● **Task statement**
Copy out the listing in full, exactly as written, but not its pictures.

● **Supplied material**
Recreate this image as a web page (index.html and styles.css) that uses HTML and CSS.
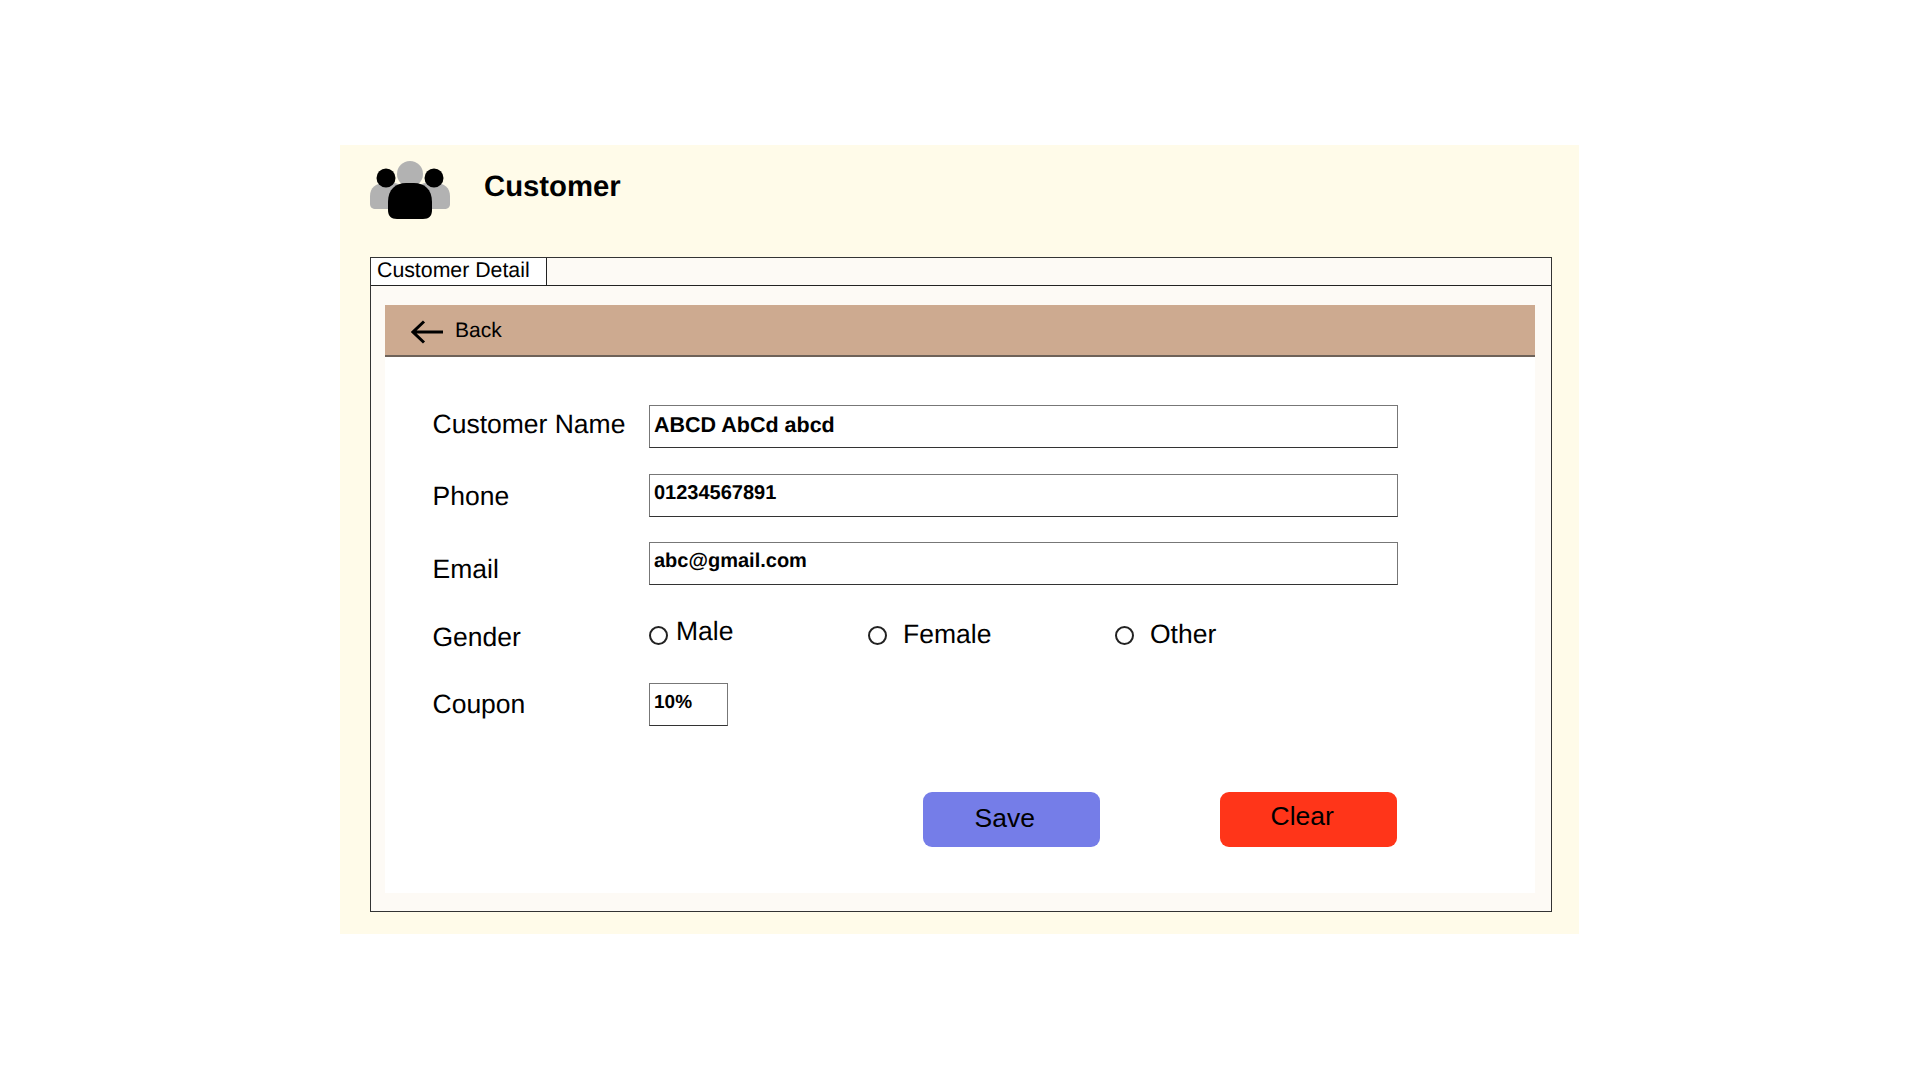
FILE: index.html
```html
<!DOCTYPE html>
<html lang="en">
<head>
<meta charset="utf-8">
<title>Customer</title>
<link rel="stylesheet" href="styles.css">
</head>
<body>
<main class="panel">
  <header class="head">
    <svg class="logo" width="82" height="60" viewBox="0 0 82 60" aria-hidden="true">
      <path class="grey" d="M0 36C0 28 6 23 14 23h10c6 0 10 6 10 13v8c0 3-2 5-5 5H6c-4 0-6-2-6-5z"/>
      <path class="grey" d="M80 36c0-8-6-13-14-13H56c-6 0-10 6-10 13v8c0 3 2 5 5 5h23c4 0 6-2 6-5z"/>
      <circle class="black" cx="16" cy="18" r="9.500"/>
      <circle class="black" cx="64" cy="18" r="9.500"/>
      <circle class="grey" cx="40" cy="14" r="13"/>
      <path class="black" d="M18 42C18 29 26 23 36 23H44C54 23 62 29 62 42v8c0 6-3 9-9 9H27c-6 0-9-3-9-9z"/>
    </svg>
    <h1 class="title">Customer</h1>
  </header>
  <section class="frame">
    <div class="tabs"><div class="tab">Customer Detail</div></div>
    <div class="body">
      <div class="bar">
        <svg class="arrow" width="34" height="24" viewBox="0 0 34 24" aria-hidden="true">
          <path d="M32 12H2M13 1.500 2 12l11 10.500"/>
        </svg>
        <span class="back">Back</span>
      </div>
      <form class="form">
        <div class="row">
          <label class="label up">Customer Name</label>
          <div class="input wide big">ABCD AbCd abcd</div>
        </div>
        <div class="row">
          <label class="label mid">Phone</label>
          <div class="input wide">01234567891</div>
        </div>
        <div class="row">
          <label class="label down">Email</label>
          <div class="input wide">abc@gmail.com</div>
        </div>
        <div class="row gender">
          <label class="label">Gender</label>
          <div class="radios">
            <span class="opt male"><i class="radio"></i><span class="optlabel tight">Male</span></span>
            <span class="opt female"><i class="radio"></i><span class="optlabel">Female</span></span>
            <span class="opt"><i class="radio"></i><span class="optlabel">Other</span></span>
          </div>
        </div>
        <div class="row">
          <label class="label coupon">Coupon</label>
          <div class="input small">10%</div>
        </div>
        <div class="actions">
          <button type="button" class="btn save"><span>Save</span></button>
          <button type="button" class="btn clear"><span>Clear</span></button>
        </div>
      </form>
    </div>
  </section>
</main>
</body>
</html>
```

FILE: styles.css
```css
* { box-sizing: border-box; }
html, body { margin: 0; padding: 0; }
body {
  background: #fff;
  font-family: "Liberation Sans", Arial, sans-serif;
  color: #000;
  min-height: 1080px;
  padding: 145px 341px 0 340px;
  text-rendering: geometricPrecision;
}
.panel {
  background: #fffbe9;
  height: 789px;
  padding: 15px 27px 22px 30px;
}
.head {
  display: flex;
  align-items: flex-start;
  height: 97px;
}
.logo { display: block; flex: none; }
.grey { fill: #b2b2b2; }
.black { fill: #000; }
.title {
  margin: 10px 0 0 32px;
  font-size: 29.300px;
  line-height: 34px;
  font-weight: 700;
}
.frame {
  height: 655px;
  border: 1px solid #333;
  background: #fdfaf5;
  display: flex;
  flex-direction: column;
}
.tabs {
  height: 28px;
  border-bottom: 1px solid #222;
  display: flex;
  flex: none;
}
.tab {
  width: 176px;
  height: 27px;
  background: #fff;
  border-right: 1px solid #222;
  font-size: 21.300px;
  line-height: 25px;
  padding-left: 6px;
}
.body {
  margin: 19px 16px 18px 14px;
  flex: 1;
  background: #fff;
}
.bar {
  height: 52px;
  background: #cdaa90;
  border-bottom: 2px solid #6e6259;
  display: flex;
  align-items: center;
  padding: 2px 0 0 26px;
}
.arrow { flex: none; margin-top: 1px; }
.arrow path { fill: none; stroke: #000; stroke-width: 3; }
.back { font-size: 21px; margin: 0 0 0 10px; }
.form { padding: 48px 0 0 47.500px; }
.row {
  display: flex;
  align-items: center;
  min-height: 43px;
  margin-bottom: 25.500px;
}
.label {
  width: 216.500px;
  flex: none;
  font-size: 26.500px;
  line-height: 32px;
}
.up { margin-bottom: 5px; }
.mid { margin-top: 1px; }
.down { margin-top: 11px; }
.coupon { margin-bottom: 1px; }
.gender { min-height: 48px; margin-bottom: 24.500px; }
.gender .label { margin-top: 4px; }
.input {
  height: 43px;
  background: #fff;
  border: 1px solid #777;
  border-bottom-color: #333;
  font-size: 20px;
  font-weight: 700;
  line-height: 36px;
  padding-left: 4px;
}
.wide { width: 749px; }
.big { font-size: 21.500px; line-height: 38px; }
.small { width: 79px; font-size: 19px; line-height: 38px; }
.radios { display: flex; align-items: center; margin-bottom: 2px; }
.opt { display: flex; align-items: center; font-size: 26.500px; line-height: 32px; }
.male { width: 219px; }
.female { width: 247px; }
.radio {
  width: 19px;
  height: 19px;
  border: 2px solid #222;
  border-radius: 50%;
  flex: none;
  margin-top: 3px;
}
.optlabel { margin-left: 16px; }
.tight { margin-left: 8px; margin-bottom: 6px; }
.actions {
  display: flex;
  justify-content: flex-start;
  margin: 66px 0 0 490.500px;
  gap: 120px;
}
.btn {
  width: 177px;
  height: 55px;
  border: 0;
  border-radius: 9px;
  font-family: inherit;
  font-size: 26.500px;
  color: #000;
  padding: 0;
  display: flex;
  justify-content: flex-start;
}
.save { background: #757de8; padding: 11px 0 0 51.500px; }
.clear { background: #ff3519; padding: 9px 0 0 50.500px; }
```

● **Response below**
Recreate this image as a web page (index.html and styles.css) that uses HTML and CSS.
FILE: index.html
```html
<!DOCTYPE html>
<html lang="en">
<head>
<meta charset="utf-8">
<title>Customer</title>
<link rel="stylesheet" href="styles.css">
</head>
<body>
<main class="panel">
  <header class="head">
    <svg class="logo" width="82" height="60" viewBox="0 0 82 60" aria-hidden="true">
      <path class="grey" d="M0 36C0 28 6 23 14 23h10c6 0 10 6 10 13v8c0 3-2 5-5 5H6c-4 0-6-2-6-5z"/>
      <path class="grey" d="M80 36c0-8-6-13-14-13H56c-6 0-10 6-10 13v8c0 3 2 5 5 5h23c4 0 6-2 6-5z"/>
      <circle class="black" cx="16" cy="18" r="9.500"/>
      <circle class="black" cx="64" cy="18" r="9.500"/>
      <circle class="grey" cx="40" cy="14" r="13"/>
      <path class="black" d="M18 42C18 29 26 23 36 23H44C54 23 62 29 62 42v8c0 6-3 9-9 9H27c-6 0-9-3-9-9z"/>
    </svg>
    <h1 class="title">Customer</h1>
  </header>
  <section class="frame">
    <div class="tabs"><div class="tab">Customer Detail</div></div>
    <div class="body">
      <div class="bar">
        <svg class="arrow" width="34" height="24" viewBox="0 0 34 24" aria-hidden="true">
          <path d="M32 12H2M13 1.500 2 12l11 10.500"/>
        </svg>
        <span class="back">Back</span>
      </div>
      <form class="form">
        <div class="row">
          <label class="label up">Customer Name</label>
          <div class="input wide big">ABCD AbCd abcd</div>
        </div>
        <div class="row">
          <label class="label mid">Phone</label>
          <div class="input wide">01234567891</div>
        </div>
        <div class="row">
          <label class="label down">Email</label>
          <div class="input wide">abc@gmail.com</div>
        </div>
        <div class="row gender">
          <label class="label">Gender</label>
          <div class="radios">
            <span class="opt male"><i class="radio"></i><span class="optlabel tight">Male</span></span>
            <span class="opt female"><i class="radio"></i><span class="optlabel">Female</span></span>
            <span class="opt"><i class="radio"></i><span class="optlabel">Other</span></span>
          </div>
        </div>
        <div class="row">
          <label class="label coupon">Coupon</label>
          <div class="input small">10%</div>
        </div>
        <div class="actions">
          <button type="button" class="btn save"><span>Save</span></button>
          <button type="button" class="btn clear"><span>Clear</span></button>
        </div>
      </form>
    </div>
  </section>
</main>
</body>
</html>
```

FILE: styles.css
```css
* { box-sizing: border-box; }
html, body { margin: 0; padding: 0; }
body {
  background: #fff;
  font-family: "Liberation Sans", Arial, sans-serif;
  color: #000;
  min-height: 1080px;
  padding: 145px 341px 0 340px;
  text-rendering: geometricPrecision;
}
.panel {
  background: #fffbe9;
  height: 789px;
  padding: 15px 27px 22px 30px;
}
.head {
  display: flex;
  align-items: flex-start;
  height: 97px;
}
.logo { display: block; flex: none; }
.grey { fill: #b2b2b2; }
.black { fill: #000; }
.title {
  margin: 10px 0 0 32px;
  font-size: 29.300px;
  line-height: 34px;
  font-weight: 700;
}
.frame {
  height: 655px;
  border: 1px solid #333;
  background: #fdfaf5;
  display: flex;
  flex-direction: column;
}
.tabs {
  height: 28px;
  border-bottom: 1px solid #222;
  display: flex;
  flex: none;
}
.tab {
  width: 176px;
  height: 27px;
  background: #fff;
  border-right: 1px solid #222;
  font-size: 21.300px;
  line-height: 25px;
  padding-left: 6px;
}
.body {
  margin: 19px 16px 18px 14px;
  flex: 1;
  background: #fff;
}
.bar {
  height: 52px;
  background: #cdaa90;
  border-bottom: 2px solid #6e6259;
  display: flex;
  align-items: center;
  padding: 2px 0 0 26px;
}
.arrow { flex: none; margin-top: 1px; }
.arrow path { fill: none; stroke: #000; stroke-width: 3; }
.back { font-size: 21px; margin: 0 0 0 10px; }
.form { padding: 48px 0 0 47.500px; }
.row {
  display: flex;
  align-items: center;
  min-height: 43px;
  margin-bottom: 25.500px;
}
.label {
  width: 216.500px;
  flex: none;
  font-size: 26.500px;
  line-height: 32px;
}
.up { margin-bottom: 5px; }
.mid { margin-top: 1px; }
.down { margin-top: 11px; }
.coupon { margin-bottom: 1px; }
.gender { min-height: 48px; margin-bottom: 24.500px; }
.gender .label { margin-top: 4px; }
.input {
  height: 43px;
  background: #fff;
  border: 1px solid #777;
  border-bottom-color: #333;
  font-size: 20px;
  font-weight: 700;
  line-height: 36px;
  padding-left: 4px;
}
.wide { width: 749px; }
.big { font-size: 21.500px; line-height: 38px; }
.small { width: 79px; font-size: 19px; line-height: 38px; }
.radios { display: flex; align-items: center; margin-bottom: 2px; }
.opt { display: flex; align-items: center; font-size: 26.500px; line-height: 32px; }
.male { width: 219px; }
.female { width: 247px; }
.radio {
  width: 19px;
  height: 19px;
  border: 2px solid #222;
  border-radius: 50%;
  flex: none;
  margin-top: 3px;
}
.optlabel { margin-left: 16px; }
.tight { margin-left: 8px; margin-bottom: 6px; }
.actions {
  display: flex;
  justify-content: flex-start;
  margin: 66px 0 0 490.500px;
  gap: 120px;
}
.btn {
  width: 177px;
  height: 55px;
  border: 0;
  border-radius: 9px;
  font-family: inherit;
  font-size: 26.500px;
  color: #000;
  padding: 0;
  display: flex;
  justify-content: flex-start;
}
.save { background: #757de8; padding: 11px 0 0 51.500px; }
.clear { background: #ff3519; padding: 9px 0 0 50.500px; }
```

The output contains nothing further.